A quick glance at the schematic doesn't show anything that would be necessarily problematic.
You mean, you plugged two of them in the socket the wrong way? Using the pinout of the chip, you can reason backwards what would happen in such a scenario. What I can imagine (but I haven't checked the pinout for this...) is that you've put either Vcc or GND on D10/D11/D13. These pins would logically be set as outputs, which means that they may have drawn or sourced more current than they should have. Now, the ATMega328P is a fairly rugged piece of kit and usually it will survive this kind of torture - at least if it's one pin you're abusing this way. But it's conceivable that you've run 3 pins at their max current of 40mA for some time, which would have exceeded the max. current draw of the chip. So in that scenario, your flipping of 2 chips might have fried your Nano. But I'm not yet convinced this was the most likely cause, let alone the only possible one.
You are missing resistors from U9 to the base of the transistors. You are also missing decoupling capacitors on the HC595s. Those are no reasons why the Nano would die.
Be aware of the current limitations of a HC595; the sum of the output currents should not exceed 70 mA.
You should not do that And I'm quite sure that that's the cause of the problem.
Why? I'm not so sure. I'd expect the two 595's not surviving the incident, but I'm not quite sure if it would fry the Nano.
Have you determined how he determined that the Nano is fried?
How do we know if it fried at all?
Could just be the board it's plugged into because it's missing come components and has a couple fried.

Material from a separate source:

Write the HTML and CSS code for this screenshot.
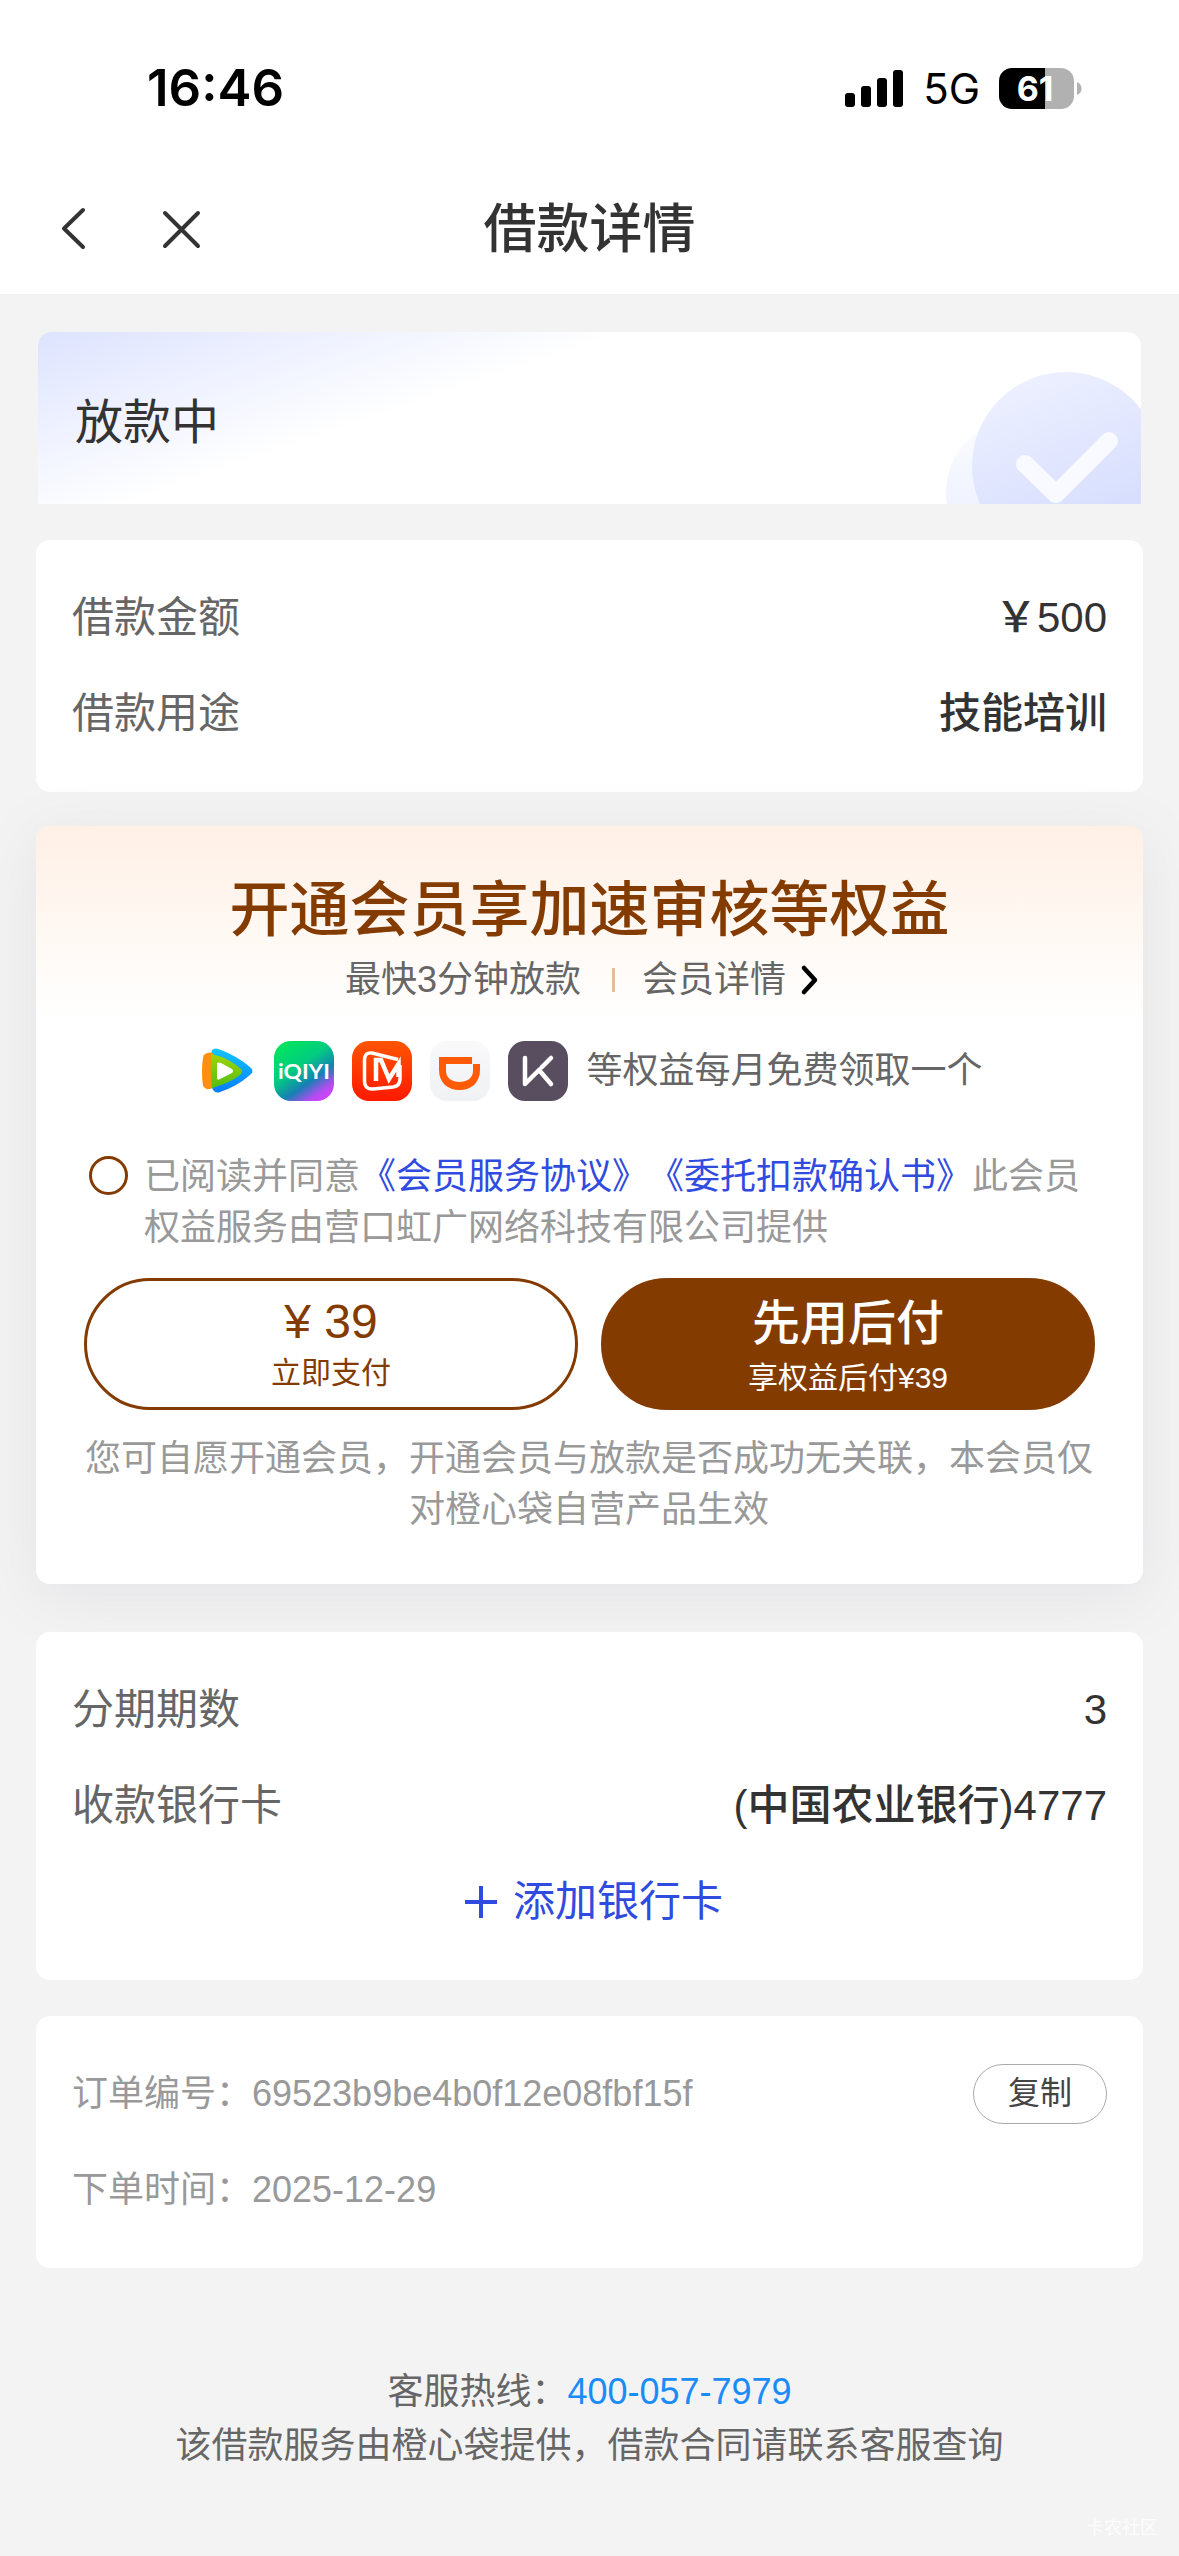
FILE: index.html
```html
<!DOCTYPE html>
<html lang="zh-CN">
<head>
<meta charset="utf-8">
<title>借款详情</title>
<link rel="stylesheet" href="styles.css">
</head>
<body>
<header class="top">
  <div class="status">
    <span class="clock">16:46</span>
    <div class="status-right">
      <svg class="signal" width="58" height="37" viewBox="0 0 58 37"><rect x="0" y="23" width="10" height="14" rx="3"/><rect x="16" y="16" width="10" height="21" rx="3"/><rect x="32" y="8" width="10" height="29" rx="3"/><rect x="48" y="0" width="10" height="37" rx="3"/></svg>
      <span class="network">5G</span>
      <div class="battery"><span class="battery-level">61</span></div>
      <svg class="battery-tip" width="5" height="13" viewBox="0 0 5 13"><path d="M0 0Q4.500 2 4.500 6.500T0 13Z" fill="#b1b1b1"/></svg>
    </div>
  </div>
  <nav class="nav">
    <svg class="nav-back" width="30" height="48" viewBox="0 0 30 48"><path d="M25 5L6 23.500L25 42"/></svg>
    <svg class="nav-close" width="44" height="48" viewBox="0 0 44 48"><path d="M6 8L39 41M39 8L6 41"/></svg>
    <h1 class="nav-title">借款详情</h1>
  </nav>
</header>
<main class="page">
  <section class="banner">
    <span>放款中</span>
    <svg class="banner-art" width="205" height="172" viewBox="0 0 205 172">
      <defs><linearGradient id="disc" x1=".2" y1="0" x2=".6" y2="1"><stop offset="0" stop-color="#eef1ff"/><stop offset=".8" stop-color="#d8dffe"/></linearGradient>
      <linearGradient id="halo" x1="0" y1="0" x2="0" y2="1"><stop offset="0" stop-color="#fbfcff"/><stop offset="1" stop-color="#e9edff"/></linearGradient></defs>
      <circle cx="82" cy="160" r="72" fill="url(#halo)"/>
      <circle cx="130" cy="134" r="94" fill="url(#disc)"/>
      <path d="M89 132L120 162L173 109" fill="none" stroke="#f8faff" stroke-width="18" stroke-linecap="round" stroke-linejoin="round"/>
    </svg>
  </section>

  <section class="card loan">
    <div class="row"><span class="label">借款金额</span><span class="value">￥500</span></div>
    <div class="row"><span class="label">借款用途</span><span class="value">技能培训</span></div>
  </section>

  <section class="card member">
    <h2 class="member-title">开通会员享加速审核等权益</h2>
    <div class="member-sub"><span>最快3分钟放款</span><i class="divider"></i><span>会员详情</span>
      <svg class="more" width="22" height="34" viewBox="0 0 22 34"><path d="M5 5L16 17L5 29"/></svg>
    </div>
    <div class="perks">
      <svg class="perk" viewBox="0 0 60 60">
        <defs><linearGradient id="tb" x1="0" y1="0" x2="0" y2="1"><stop offset="0" stop-color="#13c6ff"/><stop offset="1" stop-color="#087cff"/></linearGradient>
        <linearGradient id="tg" x1="0" y1="0" x2="0" y2="1"><stop offset="0" stop-color="#a2d408"/><stop offset="1" stop-color="#51be13"/></linearGradient></defs>
        <path d="M16 9Q19 6 25 9Q41 15 54 26Q59 30 54 34Q40 46 24 51Q19 53 16 47Q10 30 16 9Z" fill="url(#tb)"/>
        <path d="M9 13Q14 10 18 13Q20 30 17 47Q10 50 7 45Q5 30 7 17Q7 14 9 13Z" fill="#ff8f0d"/>
        <path d="M15 13L26 16Q37 21 44 27Q48 30 44 34Q34 42 16 47Q14 30 15 13Z" fill="url(#tg)"/>
        <path d="M21 22Q22 21 25 22L36 28Q38 30 36 32L24 38Q21 40 21 37Z" fill="#fff"/>
      </svg>
      <svg class="perk" viewBox="0 0 60 60">
        <defs><linearGradient id="iq" x1=".2" y1="0" x2=".9" y2="1"><stop offset="0" stop-color="#00e45e"/><stop offset=".38" stop-color="#02cc80"/><stop offset=".64" stop-color="#1680b4"/><stop offset=".84" stop-color="#b44cf1"/><stop offset="1" stop-color="#dc40ff"/></linearGradient></defs>
        <rect width="60" height="60" rx="17" fill="url(#iq)"/>
        <text class="iqiyi" x="4" y="38" textLength="52" lengthAdjust="spacingAndGlyphs">iQIYI</text>
      </svg>
      <svg class="perk" viewBox="0 0 60 60">
        <defs><linearGradient id="mg" x1="0" y1="0" x2="0" y2="1"><stop offset="0" stop-color="#ff5500"/><stop offset="1" stop-color="#ff1900"/></linearGradient></defs>
        <rect width="60" height="60" rx="17" fill="url(#mg)"/>
        <path d="M46 18.500L20 12Q12.500 11 12.500 19V40Q12.500 48.500 21 48L41 46Q48 45 48 38V24" fill="none" stroke="#fff" stroke-width="3.500"/>
        <path d="M24 40V19H29L37 38L46.500 23V36" fill="none" stroke="#fff" stroke-width="4.500"/>
      </svg>
      <svg class="perk" viewBox="0 0 60 60">
        <defs><linearGradient id="dd" x1="0" y1="0" x2="0" y2="1"><stop offset="0" stop-color="#f9f9fa"/><stop offset="1" stop-color="#f0f1f4"/></linearGradient></defs>
        <rect width="60" height="60" rx="17" fill="url(#dd)"/>
        <path d="M9 16H42V23H50V29C50 42 41 49 29.500 49S9 42 9 29ZM16 23V30C16 37 22 41 29.500 41S43 37 43 30V23Z" fill="#ff5a05" fill-rule="evenodd"/>
      </svg>
      <svg class="perk" viewBox="0 0 60 60">
        <rect width="60" height="60" rx="17" fill="#594d60"/>
        <path d="M17 17V43L31 29L43 43M43 17L33.500 26.500" fill="none" stroke="#fff" stroke-width="4.500" stroke-linecap="round" stroke-linejoin="round"/>
      </svg>
      <span class="perks-text">等权益每月免费领取一个</span>
    </div>
    <div class="agree">
      <i class="radio"></i>
      <p class="agree-text">已阅读并同意<a class="doc">《会员服务协议》</a><a class="doc">《委托扣款确认书》</a>此会员权益服务由营口虹广网络科技有限公司提供</p>
    </div>
    <div class="actions">
      <button class="btn btn-line"><span class="btn-main">¥ 39</span><span class="btn-sub">立即支付</span></button>
      <button class="btn btn-fill"><span class="btn-main">先用后付</span><span class="btn-sub">享权益后付¥39</span></button>
    </div>
    <p class="note">您可自愿开通会员，开通会员与放款是否成功无关联，本会员仅对橙心袋自营产品生效</p>
  </section>

  <section class="card bank">
    <div class="row"><span class="label">分期期数</span><span class="value">3</span></div>
    <div class="row"><span class="label">收款银行卡</span><span class="value">(中国农业银行)4777</span></div>
    <div class="row add"><svg width="34" height="34" viewBox="0 0 34 34"><path d="M1 17H33M17 1V33"/></svg><span>添加银行卡</span></div>
  </section>

  <section class="card order">
    <div class="row"><span>订单编号：69523b9be4b0f12e08fbf15f</span><button class="copy">复制</button></div>
    <div class="row"><span>下单时间：2025-12-29</span></div>
  </section>

  <footer class="footer">
    <p>客服热线：<a class="tel">400-057-7979</a></p>
    <p>该借款服务由橙心袋提供，借款合同请联系客服查询</p>
  </footer>
</main>
<span class="watermark">卡农社区</span>
</body>
</html>
```
FILE: styles.css
```css
* { box-sizing: border-box; margin: 0; padding: 0; }

body {
  position: relative;
  width: 1179px;
  height: 2556px;
  overflow: hidden;
  background: #f3f3f3;
  color: #333;
  font-family: "Liberation Sans", "Noto Sans CJK SC", sans-serif;
  text-spacing-trim: space-all;
}

button { font-family: inherit; background: none; border: 0; }
svg { display: block; flex: none; }

/* status bar and navigation */
.top { height: 294px; background: #fff; }
.status { height: 164px; padding: 48px 97px 0 147px; display: flex; justify-content: space-between; color: #000; font-family: Inter, sans-serif; }
.clock { height: 80px; line-height: 80px; font-size: 51px; font-weight: 600; }
.status-right { display: flex; align-items: center; height: 80px; }
.network { margin: 0 19px 0 20px; font-size: 42px; line-height: 80px; padding-top: 2px; }
.battery { width: 75px; height: 41px; border-radius: 13px; background: linear-gradient(90deg, #000 46px, #b1b1b1 46px); color: #fff; text-align: center; }
.battery-level { display: block; padding-right: 3px; font-size: 34px; line-height: 41px; font-weight: 700; }
.battery-tip { margin-left: 3px; }

.nav { position: relative; height: 130px; padding: 0 58px; display: flex; align-items: center; }
.nav svg { fill: none; stroke: #333; stroke-width: 4; stroke-linecap: round; stroke-linejoin: round; }
.nav-close { margin-left: 71px; }
.nav-title { position: absolute; inset: 0; text-align: center; font-size: 53px; line-height: 132px; font-weight: 500; }

.page { padding: 38px 36px 0; }

/* state banner */
.banner { display: flex; justify-content: space-between; align-items: center; height: 172px; margin: 0 2px 36px; padding-left: 37px; overflow: hidden; border-radius: 14px 14px 0 0; background: linear-gradient(161deg, #dde3ff 0, #fff 192px) #fff; font-size: 48px; }

/* cards */
.card { border-radius: 14px; background: #fff; padding: 0 36px; }
.row { height: 96px; display: flex; align-items: center; justify-content: space-between; font-size: 42px; line-height: 96px; white-space: nowrap; }
.label { color: #666; }
.value { font-weight: 500; }
.loan { height: 252px; padding-top: 30px; margin-bottom: 34px; }

/* membership */
.member { height: 758px; margin-bottom: 48px; padding-top: 45px; background: linear-gradient(#fff0e5 0, #fff 195px); box-shadow: 0 12px 60px rgba(120, 125, 150, .12); }
.member-title { height: 81px; line-height: 80px; text-align: center; color: #843b00; font-size: 60px; font-weight: 500; }
.member-sub { height: 56px; padding-right: 13px; display: flex; justify-content: center; align-items: center; color: #666; font-size: 36px; line-height: 58px; }
.divider { width: 3px; height: 24px; margin: 0 27px 0 31px; background: #dfbd9d; }
.more { margin-left: 13px; fill: none; stroke: #000; stroke-width: 4.500; stroke-linecap: round; stroke-linejoin: round; }
.perks { height: 62px; margin-top: 32px; display: flex; justify-content: center; align-items: center; gap: 18px; color: #666; font-size: 36px; line-height: 60px; }
.perk { width: 60px; height: 60px; }
.iqiyi { font: 700 21px Lato, sans-serif; fill: #fff; }
.agree { display: flex; margin: 49px 0 0 17px; color: #999; font-size: 36px; line-height: 51px; }
.radio { flex: none; width: 39px; height: 39px; margin: 5px 16px 0 0; border: 3px solid #843b00; border-radius: 50%; }
.agree-text { width: 950px; }
.doc { color: #304be0; }
.actions { display: flex; justify-content: space-between; margin: 25px 12px 0; }
.btn { width: 494px; height: 132px; border-radius: 66px; display: flex; flex-direction: column; align-items: center; border: 3px solid #843b00; color: #843b00; }
.btn-main { height: 56px; margin-top: 13px; font-size: 48px; line-height: 56px; }
.btn-sub { height: 40px; margin-top: 3px; font-size: 30px; line-height: 40px; }
.btn-fill { background: #843b00; color: #fff; }
.btn-fill .btn-main { margin-top: 15px; font-weight: 500; }
.btn-fill .btn-sub { margin-top: 6px; }
.note { width: 1012px; margin: 23px auto 0 11px; text-align: center; color: #999; font-size: 36px; line-height: 51px; }

/* bank */
.bank { height: 348px; padding-top: 30px; margin-bottom: 36px; }
.add { justify-content: center; gap: 15px; padding-left: 8px; color: #304be0; }
.add svg { fill: none; stroke: #304be0; stroke-width: 4; }

/* order */
.order { height: 252px; padding-top: 30px; color: #999; }
.order .row { font-size: 36px; }
.copy { width: 134px; height: 60px; padding-bottom: 2px; border: 1px solid #aaa; border-radius: 30px; color: #444; font-size: 32px; line-height: 56px; }

.footer { margin-top: 97px; text-align: center; color: #666; font-size: 36px; line-height: 54px; }
.tel { color: #1a8cf8; }
.watermark { position: absolute; right: 21px; bottom: 17px; font-size: 18px; color: rgba(255, 255, 255, .8); }
```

so i should change hc595 and install correctly ?
From your schematic I don't see the common of the input power to the Arduino being connected to the common power of the shift registers.
If the schematic is ok and there is a problem when testing, then the board must be suspect.
Paul
It’s very odd the Arduino transistors and one chip are on the bottom of the board with the shift registers on the top of the board (or vice versa).
Your soldering needs attention too.
It looks like it's weird soldering...
Hi,
Can you make sure ALL your joints are soldered, and check the ones circled.
Doesn't look like you are leaving the soldering iron on the joint long enough and allowing the heat to sink into the joint.
HINT;
- Apply the iron to the joint.
- Count "1", "and" ,"2". (Like in seconds).
- THEN apply the solder and let it flow around the joint and soldering iron tip.
- Remove the solder.
- HOLD the soldering iron to the joint and count "1", "and", "2", "and", "3".
- Then remove the soldering iron.
You will not damage the PCB or the component, you need to let the heat get into the joint and give it time to flow around the joint and INTO the double soldered PCB plated through holes.
Do you have a DMM?
Tom....
Oops, missed that. It's not weird. It's abysmal.